Your goal -> Return precisely the span of lines from the top of the material below to the line containing "ml-[3px] -mr-px flex", both included. Pictures are excluded.

Data section ->
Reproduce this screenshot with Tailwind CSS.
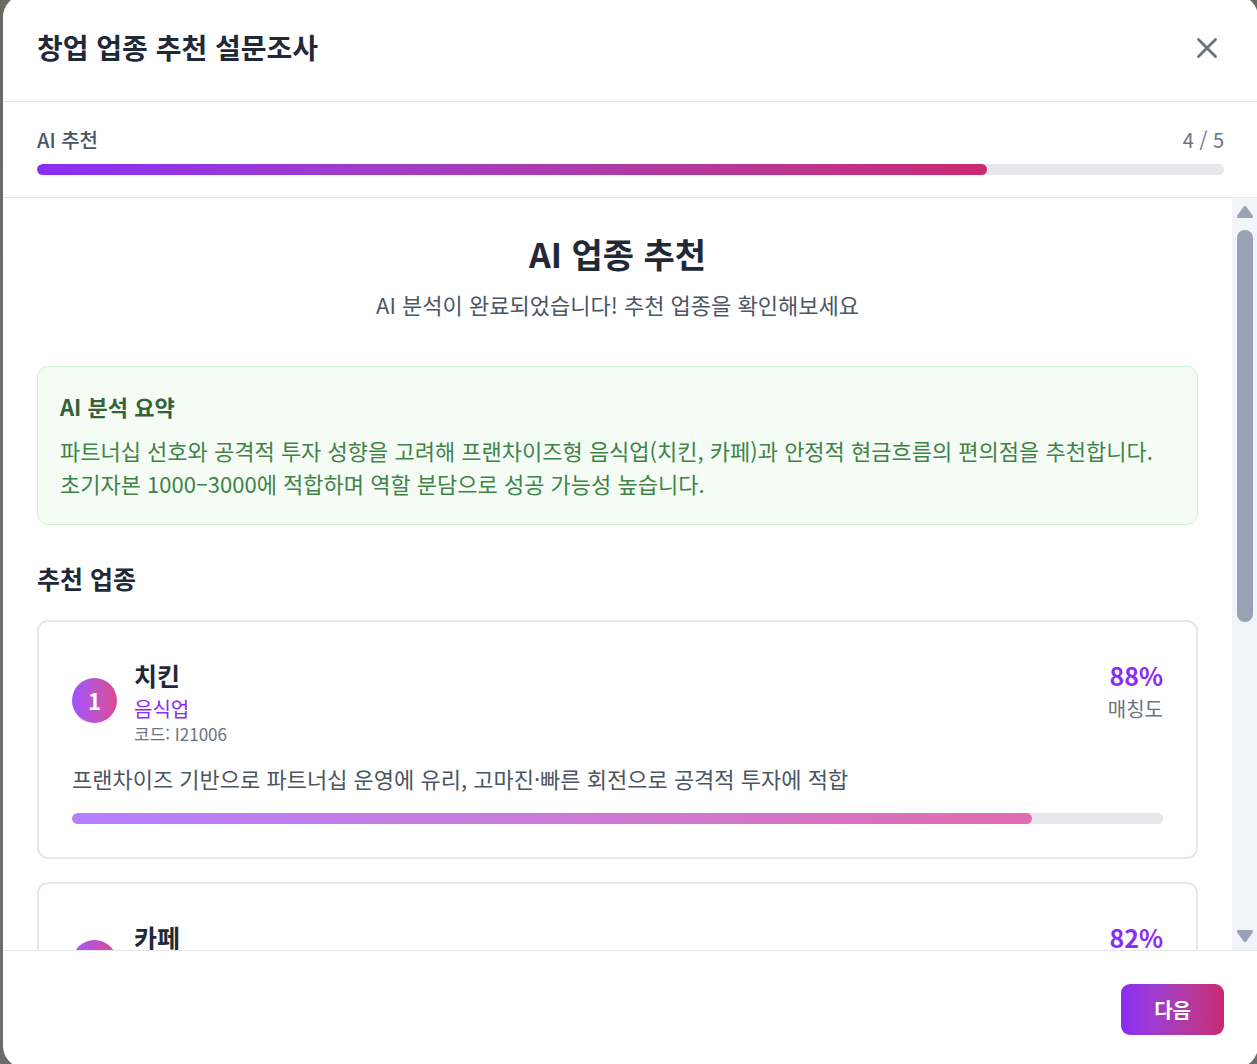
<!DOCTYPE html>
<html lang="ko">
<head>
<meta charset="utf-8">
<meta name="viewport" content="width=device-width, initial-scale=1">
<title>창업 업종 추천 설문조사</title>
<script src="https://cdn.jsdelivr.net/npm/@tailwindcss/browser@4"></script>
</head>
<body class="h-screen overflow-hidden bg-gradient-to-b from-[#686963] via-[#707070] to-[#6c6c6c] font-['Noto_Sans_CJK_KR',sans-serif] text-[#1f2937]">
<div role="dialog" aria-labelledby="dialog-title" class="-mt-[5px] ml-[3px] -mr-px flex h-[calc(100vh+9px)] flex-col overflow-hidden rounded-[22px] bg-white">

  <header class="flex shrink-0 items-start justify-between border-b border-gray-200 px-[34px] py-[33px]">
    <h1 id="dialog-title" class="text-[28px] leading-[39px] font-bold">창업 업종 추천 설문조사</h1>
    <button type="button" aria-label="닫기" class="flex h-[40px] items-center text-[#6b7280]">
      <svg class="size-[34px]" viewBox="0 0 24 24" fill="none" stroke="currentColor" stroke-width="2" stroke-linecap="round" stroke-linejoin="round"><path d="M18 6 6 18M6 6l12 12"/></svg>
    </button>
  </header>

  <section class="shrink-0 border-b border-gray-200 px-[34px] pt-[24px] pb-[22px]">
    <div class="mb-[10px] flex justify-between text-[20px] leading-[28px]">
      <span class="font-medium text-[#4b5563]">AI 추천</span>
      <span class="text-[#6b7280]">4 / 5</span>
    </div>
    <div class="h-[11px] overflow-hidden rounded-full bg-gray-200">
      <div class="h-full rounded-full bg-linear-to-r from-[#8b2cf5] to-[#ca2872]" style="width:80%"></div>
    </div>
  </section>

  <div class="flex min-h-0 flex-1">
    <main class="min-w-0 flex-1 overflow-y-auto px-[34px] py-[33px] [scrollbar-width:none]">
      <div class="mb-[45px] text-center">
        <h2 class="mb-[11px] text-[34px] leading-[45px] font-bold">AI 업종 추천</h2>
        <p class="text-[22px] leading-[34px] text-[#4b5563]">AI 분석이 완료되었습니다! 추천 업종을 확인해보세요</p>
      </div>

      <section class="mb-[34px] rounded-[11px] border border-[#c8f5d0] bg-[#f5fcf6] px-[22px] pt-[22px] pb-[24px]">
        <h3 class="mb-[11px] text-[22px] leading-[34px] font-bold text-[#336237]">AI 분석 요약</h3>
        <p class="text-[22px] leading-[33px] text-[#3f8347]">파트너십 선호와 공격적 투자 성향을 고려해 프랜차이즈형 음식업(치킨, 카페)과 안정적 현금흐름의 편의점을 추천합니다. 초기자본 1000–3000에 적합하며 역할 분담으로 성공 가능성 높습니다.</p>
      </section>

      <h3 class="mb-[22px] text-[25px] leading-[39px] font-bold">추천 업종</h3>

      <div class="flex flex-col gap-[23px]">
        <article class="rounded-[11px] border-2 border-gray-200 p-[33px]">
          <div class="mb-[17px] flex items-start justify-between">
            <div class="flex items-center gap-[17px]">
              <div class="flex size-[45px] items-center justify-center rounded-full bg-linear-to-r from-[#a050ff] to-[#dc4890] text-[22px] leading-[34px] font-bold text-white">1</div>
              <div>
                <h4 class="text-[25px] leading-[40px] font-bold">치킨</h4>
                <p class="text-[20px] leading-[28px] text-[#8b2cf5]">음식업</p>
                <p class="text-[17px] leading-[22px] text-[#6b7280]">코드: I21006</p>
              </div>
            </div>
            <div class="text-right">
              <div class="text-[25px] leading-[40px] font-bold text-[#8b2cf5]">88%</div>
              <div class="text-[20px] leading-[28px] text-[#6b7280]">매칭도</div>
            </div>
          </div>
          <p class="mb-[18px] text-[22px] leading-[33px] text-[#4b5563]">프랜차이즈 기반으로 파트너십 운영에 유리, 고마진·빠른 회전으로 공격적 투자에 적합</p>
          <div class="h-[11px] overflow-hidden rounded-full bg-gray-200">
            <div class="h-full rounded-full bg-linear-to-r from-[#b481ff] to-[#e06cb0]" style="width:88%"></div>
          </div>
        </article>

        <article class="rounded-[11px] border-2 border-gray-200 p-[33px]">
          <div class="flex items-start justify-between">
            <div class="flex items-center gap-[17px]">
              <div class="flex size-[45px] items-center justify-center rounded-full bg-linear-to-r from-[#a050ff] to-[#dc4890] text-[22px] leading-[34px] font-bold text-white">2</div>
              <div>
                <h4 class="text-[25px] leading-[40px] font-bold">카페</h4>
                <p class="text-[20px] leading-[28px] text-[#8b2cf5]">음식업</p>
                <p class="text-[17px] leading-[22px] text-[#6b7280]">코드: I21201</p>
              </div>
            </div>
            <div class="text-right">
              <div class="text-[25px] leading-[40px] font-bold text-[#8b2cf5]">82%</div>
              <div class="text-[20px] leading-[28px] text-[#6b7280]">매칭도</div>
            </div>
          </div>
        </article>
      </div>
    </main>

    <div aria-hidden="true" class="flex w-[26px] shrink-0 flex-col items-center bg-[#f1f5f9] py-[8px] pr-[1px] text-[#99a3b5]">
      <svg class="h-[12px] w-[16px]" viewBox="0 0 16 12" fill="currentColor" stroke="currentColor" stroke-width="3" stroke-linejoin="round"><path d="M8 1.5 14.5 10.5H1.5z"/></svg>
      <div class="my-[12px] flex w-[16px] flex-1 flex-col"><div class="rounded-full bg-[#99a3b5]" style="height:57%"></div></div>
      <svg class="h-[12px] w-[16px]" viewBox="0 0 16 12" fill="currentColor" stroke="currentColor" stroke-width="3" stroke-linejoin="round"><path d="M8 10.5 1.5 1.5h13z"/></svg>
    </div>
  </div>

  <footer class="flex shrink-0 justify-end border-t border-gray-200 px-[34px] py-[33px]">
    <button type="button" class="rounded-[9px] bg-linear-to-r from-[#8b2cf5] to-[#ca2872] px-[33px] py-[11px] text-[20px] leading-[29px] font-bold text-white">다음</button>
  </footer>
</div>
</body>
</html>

Full answer ->
Reproduce this screenshot with Tailwind CSS.
<!DOCTYPE html>
<html lang="ko">
<head>
<meta charset="utf-8">
<meta name="viewport" content="width=device-width, initial-scale=1">
<title>창업 업종 추천 설문조사</title>
<script src="https://cdn.jsdelivr.net/npm/@tailwindcss/browser@4"></script>
</head>
<body class="h-screen overflow-hidden bg-gradient-to-b from-[#686963] via-[#707070] to-[#6c6c6c] font-['Noto_Sans_CJK_KR',sans-serif] text-[#1f2937]">
<div role="dialog" aria-labelledby="dialog-title" class="-mt-[5px] ml-[3px] -mr-px flex h-[calc(100vh+9px)] flex-col overflow-hidden rounded-[22px] bg-white">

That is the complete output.